The Christmas Day promenades always bore an edge of menace, and by tracing local coverage after 1840 through a single newspaper, the
Public Ledger
, we can see that edge grow sharper year by year. In 1840 the promenade was described as an impressive scene: “We never before saw Chesnut street so thronged, from morning to night, in passing and repassing—indeed,
one to make any progress, was obliged to take the centre of the street.” (But the report added defensively, “This is right.”) The tone was still quite positive in 1841, even though the crowds on Chesnut Street were so dense that people were “struggling and jostling their way through the mass of humanity that well nigh blocked the great thoroughfare of fashion.” In 1842, from early afternoon until midnight, “the whole city seemed to have emptied into Chesnut street, which … was filled with a dense mass of human beings, young and old, male and female, great and small, black and white.” This report went on to describe the promenaders as “a rude and noisy crowd.”
35

In 1843, after describing the promenade as an impressive display of fashion, the writer of the article acknowledged that “[a] number of arrests were made for disorderly conduct and breaches of the peace, and no small number were taken up for being intoxicated. There were more drunken men and boys in our streets, than we have witnessed for many a day before.” And again the 1844 article indicated that some portions of the crowd had chosen to dress in bizarre style, “tricked out in burlesque garb,” and that they were making cacophonous music with instruments “from the trumpet to the penny whistle.” A further report commented that “[a]n easy, carnival-like, practical joking air pervaded the moving crowd,” and noted ambiguously that “[m]any young men, individually and collectively, paraded the streets dressed in fantastic attire, ready for all kinds of sport….” It is not clear what kinds of “sport” these young men were ready for, but the fact that they were young and male links them with the one demographic group that had long been most closely associated with Christmas misrule. In any case, the reporter went on to condemn all the drunkenness, and to recommend that “[o]ur temperance friends should increase their zeal to counteract this fresh attack by the enemy.”
36

The tide was turning. In 1845 there was no coverage at all of the promenade, only a brief notice that “Christmas was duly celebrated on Thursday,” followed by a very lengthy report headed “Rowdyism.” In 1846 there was, once again, only a very brief item (four sentences), noting that Christmas Day witnessed “the usual festivities,” and followed by another report of rowdy behavior: “There was, undoubtedly, more drunkenness visible in the streets … than has occurred for years before….”
37

Finally, in 1847, a severe snowstorm on Christmas Day forced most Philadelphians to give up the promenade and spend the day at home. The result was almost an epiphany for the writer of an editorial that appeared in the
Public Ledger
. It was as if he had discovered that Christmas could best be celebrated without leaving one’s house after all. He suggested that
the poor weather actually made for “a merrier Christmas than we’ve had for several years”:

The ladies could not leave their houses, it is true, and we missed their pretty faces and winning smiles from Chesnut st.; but looks were brighter and smiles were sweeter, where they are most valued,
at home
. It is no wonder, then, that the streets were comparatively deserted, for husbands, sons, brothers and lovers deemed themselves the happiest within the family circle….

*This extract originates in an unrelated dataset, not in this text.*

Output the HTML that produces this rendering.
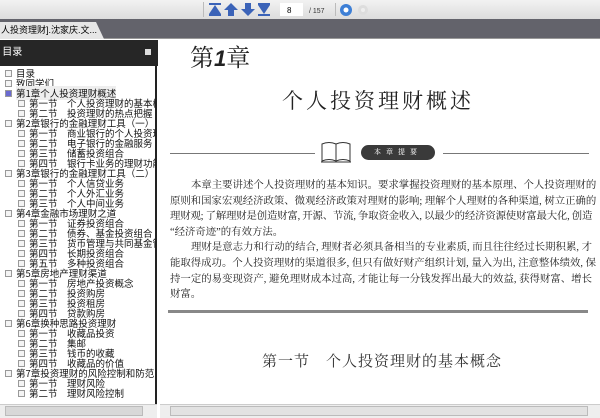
<!DOCTYPE html>
<html><head><meta charset="utf-8"><style>
*{margin:0;padding:0;box-sizing:border-box}
body{width:600px;height:418px;overflow:hidden;position:relative;background:#fff;font-family:"Liberation Serif","Noto Serif CJK SC",serif}
.abs{position:absolute}
.tb{left:0;top:0;width:600px;height:19px;background:linear-gradient(#f2f2f2,#dcdcdc)}
.bar{left:0;top:19px;width:600px;height:20px;background:#63636b;border-bottom:1px solid #999}
.tab{left:0;top:22px;width:104px;height:17px;background:#e6e6e6;font:9px "Liberation Sans","Noto Sans CJK SC",sans-serif;line-height:17px;white-space:nowrap;overflow:hidden;padding-left:1px;clip-path:polygon(0 0,96px 0,104px 17px,0 17px)}
.sh{left:0;top:40px;width:158px;height:26px;background:#262626;color:#fff;font:10px "Noto Sans CJK SC",sans-serif;line-height:22px}
.tree{left:0;top:66px;width:157px;height:338px;background:#fff;border-right:2px solid #222;overflow:hidden;font:9.5px "Noto Sans CJK SC",sans-serif;color:#111}
.it{position:absolute;white-space:nowrap;height:10px;line-height:10px}
.cb{display:inline-block;width:7px;height:7px;border:1px solid #999;background:#f4f4f4;vertical-align:middle;margin-right:4px;margin-top:-2px}
.sb{height:14px;background:#eee;border-top:1px solid #ccc}
.txt{font-family:"Liberation Serif","Noto Serif CJK SC",serif;font-size:10.4px;line-height:15.6px;color:#222}
.txt div{white-space:nowrap;text-align:justify;text-align-last:justify;height:15.6px}
.txt div.e{text-align-last:left}
.txt div.i{padding-left:21px}
</style></head><body>
<div class="abs tb"></div>
<div class="abs" style="left:203px;top:2px;width:1px;height:15px;background:#bbb"></div>
<svg class="abs" style="left:208px;top:2px" width="160" height="15">
<g fill="#3b63b8"><rect x="1" y="1" width="12" height="2"/><path d="M7 3 L13 12 L1 12Z"/><rect x="1" y="12" width="12" height="2"/>
<path d="M23 1 L30 8 L26 8 L26 14 L20 14 L20 8 L16 8Z"/>
<path d="M40 14 L47 7 L43 7 L43 1 L37 1 L37 7 L33 7Z"/>
<rect x="50" y="1" width="12" height="2"/><path d="M56 12 L62 3 L50 3Z"/><rect x="50" y="12" width="12" height="2"/></g>
<rect x="72" y="1" width="23" height="13" fill="#fff"/><text x="79" y="11" font-size="8" font-family="Liberation Sans">8</text>
<text x="101" y="11" font-size="7" font-family="Liberation Sans" fill="#333">/ 157</text>
<rect x="127" y="1" width="1" height="13" fill="#bbb"/>
<circle cx="138" cy="8" r="6" fill="#3d7fd6"/><circle cx="138" cy="8" r="2.5" fill="#fff"/>
<circle cx="155" cy="8" r="5" fill="#ddd"/><circle cx="155" cy="8" r="2" fill="#eee"/>
</svg>
<div class="abs bar"></div>
<div class="abs tab">人投资理财].沈家庆.文... &nbsp;<b>✕</b></div>
<div class="abs sh">&nbsp;目录<span style="position:absolute;right:7px;top:9px;width:6px;height:6px;background:#ddd"></span></div>
<div class="abs tree">
<div class="it" style="top:2px;left:5px"><span class="cb"></span>目录</div>
<div class="it" style="top:12px;left:5px"><span class="cb"></span>致同学们</div>
<div class="it" style="top:22px;left:5px"><span class="cb" style="background:#6a6ad0"></span><span style="background:#eee">第1章个人投资理财概述</span></div>
<div class="it" style="top:32px;left:18px"><span class="cb"></span>第一节　个人投资理财的基本概念</div>
<div class="it" style="top:42px;left:18px"><span class="cb"></span>第二节　投资理财的热点把握</div>
<div class="it" style="top:52px;left:5px"><span class="cb"></span>第2章银行的金融理财工具（一）</div>
<div class="it" style="top:62px;left:18px"><span class="cb"></span>第一节　商业银行的个人投资理财</div>
<div class="it" style="top:72px;left:18px"><span class="cb"></span>第二节　电子银行的金融服务</div>
<div class="it" style="top:82px;left:18px"><span class="cb"></span>第三节　储蓄投资组合</div>
<div class="it" style="top:92px;left:18px"><span class="cb"></span>第四节　银行卡业务的理财功能</div>
<div class="it" style="top:102px;left:5px"><span class="cb"></span>第3章银行的金融理财工具（二）</div>
<div class="it" style="top:112px;left:18px"><span class="cb"></span>第一节　个人信贷业务</div>
<div class="it" style="top:122px;left:18px"><span class="cb"></span>第二节　个人外汇业务</div>
<div class="it" style="top:132px;left:18px"><span class="cb"></span>第三节　个人中间业务</div>
<div class="it" style="top:142px;left:5px"><span class="cb"></span>第4章金融市场理财之道</div>
<div class="it" style="top:152px;left:18px"><span class="cb"></span>第一节　证券投资组合</div>
<div class="it" style="top:162px;left:18px"><span class="cb"></span>第二节　债券、基金投资组合</div>
<div class="it" style="top:172px;left:18px"><span class="cb"></span>第三节　货币管理与共同基金管理</div>
<div class="it" style="top:182px;left:18px"><span class="cb"></span>第四节　长期投资组合</div>
<div class="it" style="top:192px;left:18px"><span class="cb"></span>第五节　多种投资组合</div>
<div class="it" style="top:202px;left:5px"><span class="cb"></span>第5章房地产理财渠道</div>
<div class="it" style="top:212px;left:18px"><span class="cb"></span>第一节　房地产投资概念</div>
<div class="it" style="top:222px;left:18px"><span class="cb"></span>第二节　投资购房</div>
<div class="it" style="top:232px;left:18px"><span class="cb"></span>第三节　投资租房</div>
<div class="it" style="top:242px;left:18px"><span class="cb"></span>第四节　贷款购房</div>
<div class="it" style="top:252px;left:5px"><span class="cb"></span>第6章换种思路投资理财</div>
<div class="it" style="top:262px;left:18px"><span class="cb"></span>第一节　收藏品投资</div>
<div class="it" style="top:272px;left:18px"><span class="cb"></span>第二节　集邮</div>
<div class="it" style="top:282px;left:18px"><span class="cb"></span>第三节　钱币的收藏</div>
<div class="it" style="top:292px;left:18px"><span class="cb"></span>第四节　收藏品的价值</div>
<div class="it" style="top:302px;left:5px"><span class="cb"></span>第7章投资理财的风险控制和防范</div>
<div class="it" style="top:312px;left:18px"><span class="cb"></span>第一节　理财风险</div>
<div class="it" style="top:322px;left:18px"><span class="cb"></span>第二节　理财风险控制</div>
</div>
<div class="abs sb" style="left:0;top:404px;width:157px"></div>
<div class="abs" style="left:5px;top:406px;width:138px;height:10px;background:#d8d8d8;border:1px solid #bbb"></div>
<div class="abs sb" style="left:160px;top:404px;width:440px"></div>
<div class="abs" style="left:170px;top:406px;width:418px;height:10px;background:#e2e2e2;border:1px solid #bbb"></div>

<div class="abs" style="left:190px;top:44px;font-size:24px;line-height:30px;color:#222">第<i style="font-family:'Liberation Sans';font-weight:bold;font-size:22px">1</i>章</div>
<div class="abs" style="left:282px;top:85px;font-size:21px;letter-spacing:3px;color:#222">个人投资理财概述</div>
<div class="abs" style="left:170px;top:153px;width:145px;height:1px;background:#777"></div>
<div class="abs" style="left:443px;top:153px;width:146px;height:1px;background:#777"></div>
<svg class="abs" style="left:320px;top:141px" width="36" height="24"><path d="M2 3 Q9 0 16 3 L16 20 Q9 17 2 20Z M16 3 Q23 0 30 3 L30 20 Q23 17 16 20Z" fill="none" stroke="#333"/><path d="M1 21 L31 21" stroke="#333"/></svg>
<div class="abs" style="left:361px;top:145px;width:74px;height:15px;border-radius:8px;background:#3a3a3a;color:#fff;font-size:7px;line-height:15px;text-align:center;letter-spacing:5px">本章提要</div>
<div class="abs txt" style="left:170px;top:178px;width:422px">
<div class="i">本章主要讲述个人投资理财的基本知识。要求掌握投资理财的基本原理、个人投资理财的</div>
<div>原则和国家宏观经济政策、微观经济政策对理财的影响; 理解个人理财的各种渠道, 树立正确的</div>
<div style="letter-spacing:-0.4px">理财观; 了解理财是创造财富, 开源、节流, 争取资金收入, 以最少的经济资源使财富最大化, 创造</div>
<div class="e">“经济奇迹”的有效方法。</div>
<div class="i">理财是意志力和行动的结合, 理财者必须具备相当的专业素质, 而且往往经过长期积累, 才</div>
<div>能取得成功。个人投资理财的渠道很多, 但只有做好财产组织计划, 量入为出, 注意整体绩效, 保</div>
<div>持一定的易变现资产, 避免理财成本过高, 才能让每一分钱发挥出最大的效益, 获得财富、增长</div>
<div class="e">财富。</div>
</div>
<div class="abs" style="left:168px;top:310px;width:420px;height:3px;background:#888"></div>
<div class="abs" style="left:262px;top:350px;font-size:15px;letter-spacing:1px;color:#333">第一节　个人投资理财的基本概念</div>
</body></html>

It was true, this writer continued, that not everyone stayed at home.

Some persisted in maintaining the old ways:

Those who were in the streets defied the uncomfortable weather with rude revelry, and occasionally the ear was attracted to their shouts, as they circulated from one tavern to another, imbibing at each another quantity of vinous excitement.

But such people were not partaking in the real spirit of Christmas. The only pleasures that qualified as true holiday mirth were those of home and hearth: “We have said that the day was a merry one—it was so, at home. Those who were out were merry also; but it was [only] the forced merriment which bacchanalian libations bring.”

C
REATING
C
HILDREN

It was during the 1820s that the Philadelphia press first began to take notice of Christmas as a family event. Before the middle of the 1820s Philadelphia’s newspapers, like those in New York and other cities, had acknowledged the coming of Christmas only by printing a religious poem or an occasional admonition to remember the poor. The absence of a special notice should not be taken to mean that Philadelphians did not celebrate the holiday, only that their celebrations did not require comment.
38

The change began with the 1824 Christmas season, when no fewer than four new almanacs—all published in Philadelphia—printed Clement Clarke Moore’s poem “A Visit from St. Nicholas.” This marked the first appearance of the poem anywhere after its initial publication, just a year earlier, in a newspaper in Troy, New York. (A copy of one of these almanacs recently sold at auction for nearly $30,000.) Two years later, in 1826, the same poem appeared in a weekly Philadelphia paper, the
Saturday Evening Post
. In 1827 another local paper followed suit, and a
third paper published an extract from Washington Irvings “Bracebridge Hall” sketches.
39

The rush was on, in Philadelphia as well as other American cities and towns. More than any other text, it was Moore’s poem that introduced the American reading public to the joys of a domestic Christmas. In Philadelphia itself, in 1828 “A Visit from St. Nicholas” appeared in
Poulsons Daily Advertiser
, and the
National Gazette
published another “antiquarian” Christmas poem, “Old English Christmas,” written by Walter Scott. And in 1829
Poulsons
reprinted a piece from a New York paper that gave a detailed explanation of the Santa Claus ritual. The following year, 1830, the
National Gazette
editorially explained the
inner
meaning of the new Christmas: That paper would not be appearing on December 25, readers learned, because it was a day to forget business in favor of domestic pleasures—and domestic pleasures were the most important thing in life, more important even than social standing, poverty, and “external disappointments or calamities.” The Christmas season, the paper noted, brings to mind “the culture and value of
the social and domestic affections,”
just as it reminds us of “the comparative insignificance, for private happiness, of all that is beyond them.”